Die Jugendlichen - und auch schon die Kinder - spüren das Dilemma der Digitalisierung, das zunehmend auch den Alltag der Erwachsenen prägt: Einerseits befreit sie uns von vielen Arbeitsabläufen, die keine Kreativität erfordern. Anderseits aber sie konfrontiert uns auch mit einer überwältigenden Zahl von Optionen, mit der umzugehen nicht einfach ist.  

Entscheidend, so eine amerikanische Studie, sind die sogenannten «transversalen Kompetenzen». So unter anderen, ich zitiere:

  • «Problemlösungsfähigkeiten, komplexe Informationen verarbeiten, abstraktes Denken,
  • Zeitmanagement, Selbstdisziplin, Anpassungsfähigkeit und Resilienz,
  • Interpersonale und interkulturelle Kompetenzen,
  • Recherchefähigkeiten sowie Kompetenz beim öffentlichen Sprechen und Präsentieren,
  • Führungsqualitäten, multikulturelle Sensibilität, Verständnis des Ökosystems,
  • Ausdauer, Anpassungsfähigkeit, Veränderungsbereitschaft,
  • Kreativität, kritisches und unternehmerisches Denken.» 

Ist das schon alles?

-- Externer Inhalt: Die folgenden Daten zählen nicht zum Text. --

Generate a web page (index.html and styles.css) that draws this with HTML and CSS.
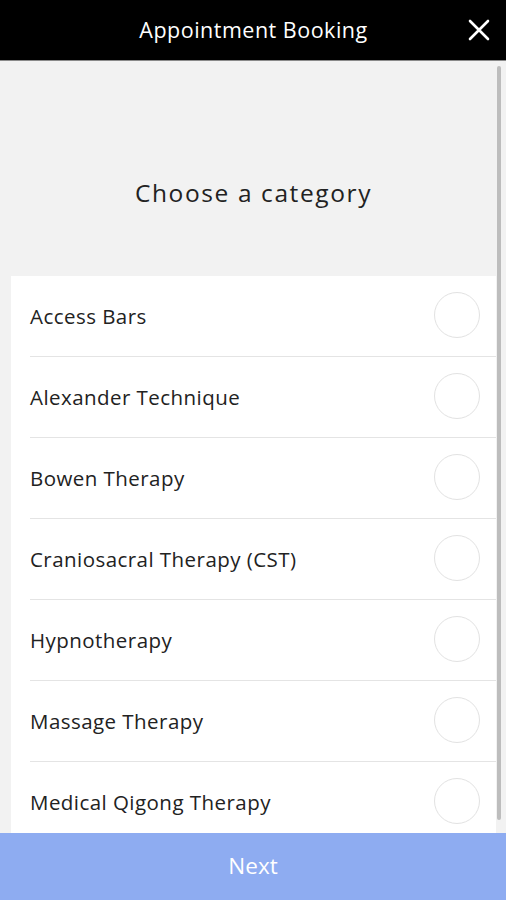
FILE: index.html
```html
<!DOCTYPE html>
<html>
<head>
<meta charset="utf-8">
<link rel="stylesheet" href="styles.css">
</head>
<body>
<div class="app">
  <header class="topbar">
    <h1 class="title">Appointment Booking</h1>
    <button class="close" aria-label="Close">
      <svg width="22" height="22" viewBox="0 0 22 22"><path d="M2 2 L20 20 M20 2 L2 20" stroke="#fff" stroke-width="2.6" stroke-linecap="round"/></svg>
    </button>
  </header>
  <main class="content">
    <div class="intro">
      <h2 class="heading">Choose a category</h2>
    </div>
    <ul class="list">
      <li class="row"><span class="label">Access Bars</span><span class="radio"></span></li>
      <li class="row"><span class="label">Alexander Technique</span><span class="radio"></span></li>
      <li class="row"><span class="label">Bowen Therapy</span><span class="radio"></span></li>
      <li class="row"><span class="label">Craniosacral Therapy (CST)</span><span class="radio"></span></li>
      <li class="row"><span class="label">Hypnotherapy</span><span class="radio"></span></li>
      <li class="row"><span class="label">Massage Therapy</span><span class="radio"></span></li>
      <li class="row"><span class="label">Medical Qigong Therapy</span><span class="radio"></span></li>
      <li class="row"><span class="label">Reflexology</span><span class="radio"></span></li>
    </ul>
    <div class="scrollbar"></div>
  </main>
  <button class="next">Next</button>
</div>
</body>
</html>
```
FILE: styles.css
```css
* { box-sizing: border-box; }
html, body { margin: 0; padding: 0; height: 100%; overflow: hidden; }
body { font-family: "Open Sans", "Liberation Sans", sans-serif; background: #f2f2f2; color: #222; }
.app { position: relative; height: 900px; display: flex; flex-direction: column; }
.topbar {
  height: 61px; background: #000; border-bottom: 1px solid #8a8a8a;
  display: flex; align-items: center; justify-content: center; position: relative; flex: none;
}
.title { margin: 0; color: #fff; font-size: 21.5px; font-weight: 500; letter-spacing: 0.5px; padding-left: 1px; padding-bottom: 1px; font-family: "Open Sans", sans-serif; }
.close { position: absolute; right: 16px; top: 19px; background: none; border: 0; padding: 0; width: 22px; height: 22px; display: flex; }
.content { position: relative; flex: 1; overflow: hidden; }
.intro { height: 215px; display: flex; align-items: center; justify-content: center; padding-top: 47px; }
.heading { margin: 0; font-size: 24.5px; font-weight: 400; letter-spacing: 1.6px; color: #222; padding-left: 1px; }
.list { list-style: none; margin: 0 10px 0 11px; padding: 0 0 0 19px; background: #fff; }
.row {
  height: 81px; border-bottom: 1px solid #e4e4e4; display: flex; align-items: center; justify-content: space-between;
  padding-right: 16px; padding-bottom: 1px;
}
.label { font-size: 20.5px; color: #222; letter-spacing: 0.45px; }
.radio { width: 46px; height: 46px; border: 1px solid #e2e2e2; border-radius: 50%; flex: none; margin-top: -2px; }
.scrollbar { position: absolute; right: 5px; top: 5px; width: 4px; height: 754px; background: #bdbdbd; border-radius: 2px; }
.next {
  position: absolute; left: 0; right: 0; bottom: 0; height: 67px; border: 0; background: #8eacf1;
  color: #fff; font-family: "Open Sans", sans-serif; font-size: 22.5px; padding: 0; padding-bottom: 2px;
}
```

Im Ernst: Die armen Kinder!  

Und die Studie fordert denn gleichzeitig auch: Für die «Förderung von Kreativität und psychischer Gesundheit von Heranwachsenden sind das freie Spiel sowie Lernumgebungen ohne Leistungsdruck aus entwicklungspsychologischer Sicht zentral.»  

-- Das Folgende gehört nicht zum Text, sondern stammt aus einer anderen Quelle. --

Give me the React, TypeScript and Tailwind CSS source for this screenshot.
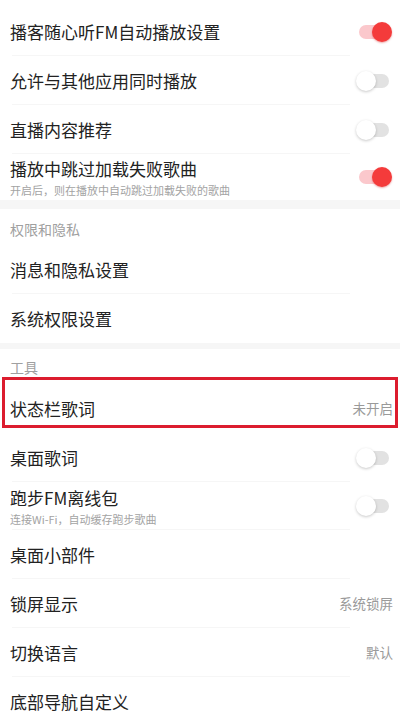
import React from "react";

const font = { fontFamily: '"Noto Sans CJK SC", "Noto Sans", sans-serif' };

function Toggle({ on }: { on: boolean }) {
  return (
    <div className="relative w-[36px] h-[20px] shrink-0 mr-[1px]">
      <div
        className={
          "absolute left-[3px] right-[3px] top-[3px] h-[14px] rounded-full " +
          (on ? "bg-[#fbc8cc]" : "bg-[#e2e2e2]")
        }
      />
      {on ? (
        <div className="absolute right-0 top-0 w-[20px] h-[20px] rounded-full bg-[#f43b3b] shadow-[0_1px_2px_rgba(200,0,0,0.35)]" />
      ) : (
        <div className="absolute left-0 top-0 w-[20px] h-[20px] rounded-full bg-white shadow-[0_1px_3px_rgba(0,0,0,0.22)]" />
      )}
    </div>
  );
}

function Row({
  title,
  sub,
  right,
  toggle,
  h = "h-[49px]",
  divider = true,
  children,
}: {
  title: string;
  sub?: string;
  right?: string;
  toggle?: boolean;
  h?: string;
  divider?: boolean;
  children?: React.ReactNode;
}) {
  return (
    <div className={"relative flex items-center pl-[10px] pr-[7px] " + h}>
      <div className="flex-1 flex flex-col">
        <div className="text-[17px] leading-[22px] text-[#222222]">{title}</div>
        {sub && (
          <div className="text-[11px] leading-[14px] text-[#a3a3a3] mt-[3px]">{sub}</div>
        )}
      </div>
      {right && <div className="text-[13.5px] text-[#9a9a9a]">{right}</div>}
      {toggle !== undefined && <Toggle on={toggle} />}
      {divider && (
        <div className="absolute left-[12px] right-[50px] bottom-0 h-px bg-[#f6f6f6]" />
      )}
      {children}
    </div>
  );
}

function Header({ text, h }: { text: string; h: string }) {
  return (
    <div className={"flex items-center pl-[10px] text-[14px] text-[#a0a0a0] " + h}>{text}</div>
  );
}

export default function App() {
  return (
    <div className="w-[400px] h-[713px] overflow-hidden bg-white" style={font}>
      <div className="pt-[7px]">
        <Row title="播客随心听FM自动播放设置" toggle={true} />
        <Row title="允许与其他应用同时播放" toggle={false} />
        <Row title="直播内容推荐" toggle={false} />
        <Row
          title="播放中跳过加载失败歌曲"
          sub="开启后，则在播放中自动跳过加载失败的歌曲"
          toggle={true}
          h="h-[46px]"
          divider={false}
        />
        <div className="h-[9px] bg-[#f6f6f6]" />
        <Header text="权限和隐私" h="h-[36px] pt-[4px]" />
        <Row title="消息和隐私设置" />
        <Row title="系统权限设置" divider={false} />
        <div className="h-[6px] bg-[#f6f6f6]" />
        <Header text="工具" h="h-[35px] pt-[2px]" />
        <Row title="状态栏歌词" right="未开启" divider={false}>
          <div className="absolute left-[2px] right-[2px] top-[-7px] h-[51px] border-[3px] border-[#dc1c2e]" />
        </Row>
        <Row title="桌面歌词" toggle={false} />
        <Row
          title="跑步FM离线包"
          sub="连接Wi-Fi，自动缓存跑步歌曲"
          toggle={false}
          h="h-[48px]"
        />
        <Row title="桌面小部件" />
        <Row title="锁屏显示" right="系统锁屏" />
        <Row title="切换语言" right="默认" />
        <Row title="底部导航自定义" divider={false} />
      </div>
    </div>
  );
}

Dieser Widerspruch - ungeheure Anforderungen bei gleichzeitiger Aufforderung, einfach zu spielen - dieser Widerspruch macht klar: Wir brauchen also nicht nur zukunftsträchtige politische Weichenstellungen. Wir brauchen auch eine Kultur, die die menschliche Befindlichkeit in den Mittelpunkt der Debatte über den digitalen Umbruch stellt.  

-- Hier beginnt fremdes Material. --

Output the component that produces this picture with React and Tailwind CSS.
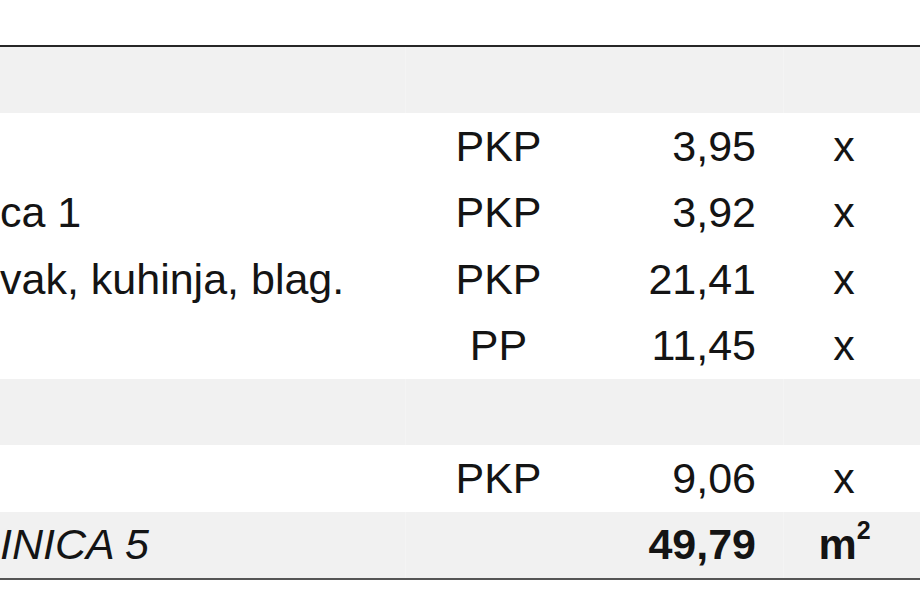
import React from 'react'

const ROWS = [
  { shade: true },
  { name: '', code: 'PKP', area: '3,95', unit: 'x' },
  { name: 'ca 1', code: 'PKP', area: '3,92', unit: 'x' },
  { name: 'vak, kuhinja, blag.', code: 'PKP', area: '21,41', unit: 'x' },
  { name: '', code: 'PP', area: '11,45', unit: 'x' },
  { shade: true },
  { name: '', code: 'PKP', area: '9,06', unit: 'x' },
  { shade: true, total: true, name: 'INICA 5', area: '49,79' },
]

function Row({ row }) {
  const bg = row.shade ? 'bg-[#f1f1f1]' : 'bg-white'
  const cell = 'flex items-center pb-[1px] h-full'
  return (
    <div className={`grid grid-cols-[405px_187px_191px_122px_1fr] h-[66.375px] ${bg}`}>
      <div className={`${cell} whitespace-nowrap ${row.total ? 'italic' : ''}`}>
        {row.name}
      </div>
      <div className={`${cell} justify-center ${row.shade ? 'border-l border-[#f4f4f4]' : ''}`}>
        {row.code}
      </div>
      <div className={`${cell} justify-end pr-[27px] ${row.total ? 'font-bold' : ''}`}>
        {row.area}
      </div>
      <div className={`${cell} justify-center ${row.shade ? 'border-l border-[#f4f4f4]' : ''}`}>
        {row.total ? (
          <span className="font-bold">
            m<sup className="text-[25px] relative -top-[20px] align-baseline">2</sup>
          </span>
        ) : (
          row.unit
        )}
      </div>
      <div />
    </div>
  )
}

export default function App() {
  return (
    <div
      className="w-[920px] h-[612px] bg-white overflow-hidden text-[43px] text-[#141414]"
      style={{ fontFamily: '"Liberation Sans", Arial, sans-serif' }}
    >
      <div className="h-[45px]" />
      <div className="border-t-2 border-b-2 border-t-[#262626] border-b-[#555555]">
        {ROWS.map((r, i) => (
          <Row key={i} row={r} />
        ))}
      </div>
    </div>
  )
}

Also die Frage: Wie gelingt es uns, auf das zu fokussieren, was Roboter und Algorithmen nicht können - ohne aber von einem gigantischen Katalog von Kompetenzanforderungen erschlagen zu werden. 

Hier werden wir nur nachhaltige Lösungen finden, wenn alle Akteure eng zusammenarbeiten. Und eine besonders wichtige Scharnierfunktion in diesem Prozess nimmt dabei natürlich die EKKJ ein. Deshalb bin ich überzeugt: Ihre Relevanz wird künftig noch grösser werden. Und Ihr Engagement wird noch wertvoller, als es das heute schon ist.  

La force d'un pays se mesure au bien-être de ses jeunes. Cette phrase ne figure certes pas dans le préambule de notre Constitution - mais elle y aurait tout à fait sa place. Si l'on considère l'évolution démographique, on peut également affirmer que : le bien-être d'un pays se mesure à la force de ses jeunes.  

J'aimerais vous dire ici que j'ai l'espoir : que nos jeunes ouvrent une nouvelle période des Lumières.  

Aujourd'hui, nous nous montrons plutôt pessimistes sur l'évolution du débat public. Nous nous plaignons des « fake news » - alors que les jeunes, eux, discutent de la meilleure façon de reconnaître un piège à clics (ou clickbait), voire reconnaissent tranquillement qu'il est bien conçu. Bref, nous parlons de la même chose, mais en des termes totalement différents.  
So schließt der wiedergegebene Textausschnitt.